Frequently Asked Questions-FAQs

Why is my epoxy floor still sticky?

The probable reason why your epoxy floor is still sticky is inappropriately mixed liquids. Your epoxy floor could be sticky if you did not mix the liquids properly enough or used the wrong ratio.

The epoxy floor’s stickiness can also result from the residue from the mixing bucket. If you turn over and leave your mixing bucket on the floor to empty after applying the coat, the area can remain sticky.

Why is my epoxy garage floor peeling?

Your epoxy garage floor may peel when it is acidly etched. If you fail to remove the acid effectively, a thin layer of loose concrete dust results on the top of your concrete slab. Upon applying the epoxy coating, it bonds with the dust on the concrete, causing the peeling of the floor.

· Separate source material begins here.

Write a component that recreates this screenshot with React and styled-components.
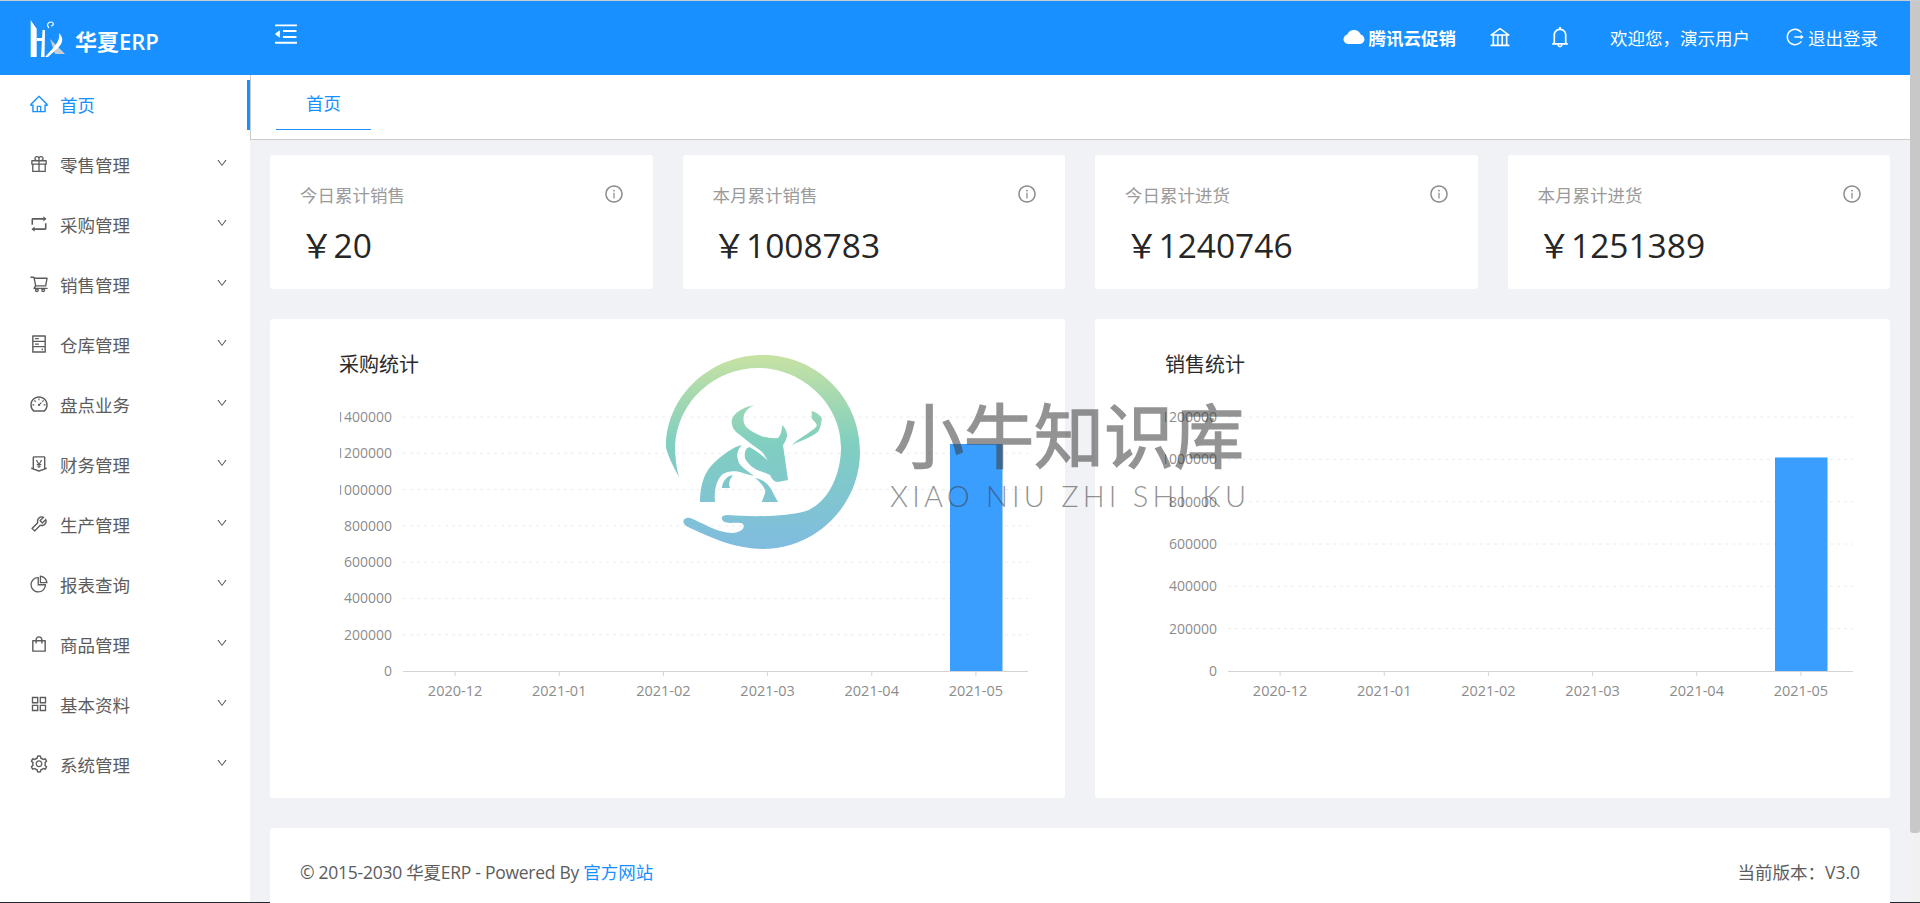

How long does the epoxy garage floor last?

The epoxy garage floor can last between 2 to10 years with appropriate maintenance. The duration is dependent on the additives you use at the time of application, drop impact, wear from the vehicles in space, and the levels of foot traffic.

Can I recoat my epoxy floor?

Yes. If your epoxy floor is damaged or has lost its sheen, you can recoat it. However, you will need to prepare it before recoating for the new epoxy to adhere adequately. The preparation is pretty simple. Clean the floor with a grease-cutting detergent to eliminate the built thin oil layer to promote the adherence of the new epoxy.

Why do epoxy floors have Flakes?

The epoxy floors may have flakes due to improper adherence to the concrete. If you install your epoxy floor over concrete that has not had enough time to cure, the epoxy will not adhere to the concrete. The practice implies that the epoxy cannot effectively bond with the concrete, resulting in flakes and bubbles.


While Rustoleum garage floor epoxy problems may be many, each of them is avoidable. All you need to do is identify the potential causes of the problem and watch out for them when applying the coating on your floor.

This article examines each problem and provides a detailed explanation of its common causes. We hope this helps you avoid the problems and save you from the trouble of fixing them after occurring.